After another harsh winter, of cold temperatures and heavy snow, I was disappointed to see that part of my bird fountain had disintegrated to nearly a powder. It did, however, give me another opportunity to recreate something that would work for all our returning songbirds, and hummingbirds. There are fountains and birdbaths of all sorts, available in all shapes and sizes, but they don't always have the features most desired. I'm one of those people who are always saving bits and bobs, thinking that one day they will be of use or value. We had a birdbath that developed hairline cracks, and after a day or two all of the water would drip out, pretty much making it useless, or so I thought.

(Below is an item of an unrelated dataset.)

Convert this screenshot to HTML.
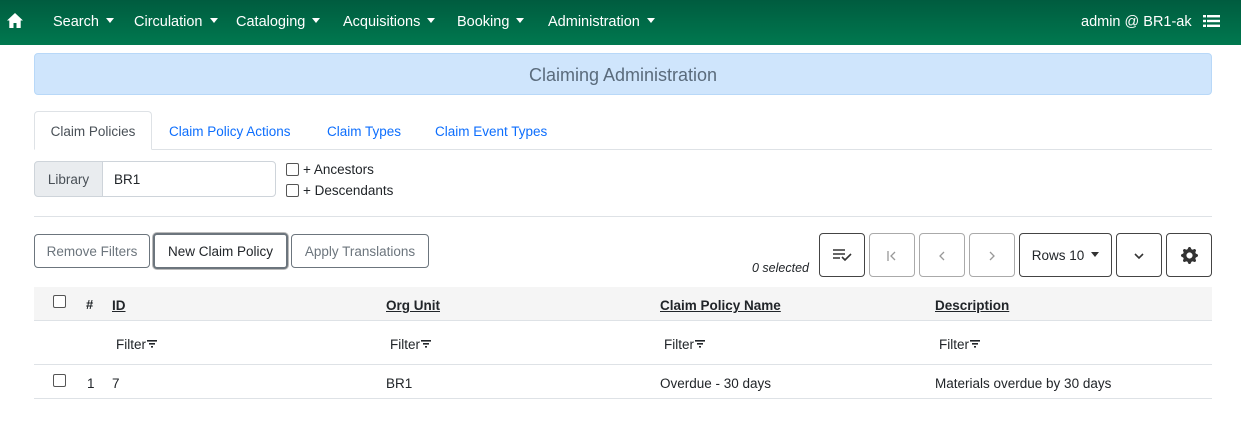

Its size and shape made it perfect for the drum of my fountain. It didn't need to hold water for days because that portion of the fountain would fill up and gently spill over the edge. Not only did it increase the bathing space, but now it allows for a couple different birds to bathe at the same time. It took a bit of time to strategically place various sizes of rocks in the drum, making sure that everything was relatively level, with no water running outside the drum. Now that it's all complete, you can see different aspects of our fountain. The flat stone that I created on top allows water to spill over and run down over the rocks. Most of the water runs into the main portion of a birdbath. Once it fills up, there's a constant flow of water gently flowing over the edge in various places. I know, without a doubt, that the songbirds will be taking full advantage of this over the coming days. I know that Ziggy, our male hummingbird, will also be proud of this one. I will be certain to collect photos over the coming months.
To give yourself the greatest odds of attracting hummingbirds, it's necessary to strategically place feeders that will increase your odds. Some regions are fortunate enough to see generous numbers of hummingbirds while others have to invest an enormous amount of effort just for the potential of having one solitary hummingbird arrive in their garden. Whether you're in the region that's densely populated with hummingbirds, or in a region where you rarely see them, here is one way that is sure to increase your population.
I want you to think about it in this way. If you have a single hummingbird flying from the south and you have a single feeder tucked under the overhang of your home on the North side, you've greatly reduced the chances of that hummingbird spotting the feeder. If that's the only bird that happens to fly through your region, you've pretty much spoiled your chances. Although hummingbirds have remarkable vision it's impossible for them to see through buildings and dense forest. Islands or large clusters of flowers provide great targets that can easily grab the attention of any hungry hummer. Placing a feeder within those clusters is it great option, but to grab the attention of every possible hummingbird, you need to make those feeders visible from every direction. Raise feeders, place them on the outside of tree lines, place some in wide open spaces, and simply make them visible from every direction of your home. Don't worry about the fact that hummingbirds will be feeding from those feeders that are not visible from your home, because once they locate those feeders, it increases the chances of them sticking around, and once they do, they will familiarize them self with every location of your garden, and locate the feeders that you have near the house. Increase the visibility and you will increase your odds.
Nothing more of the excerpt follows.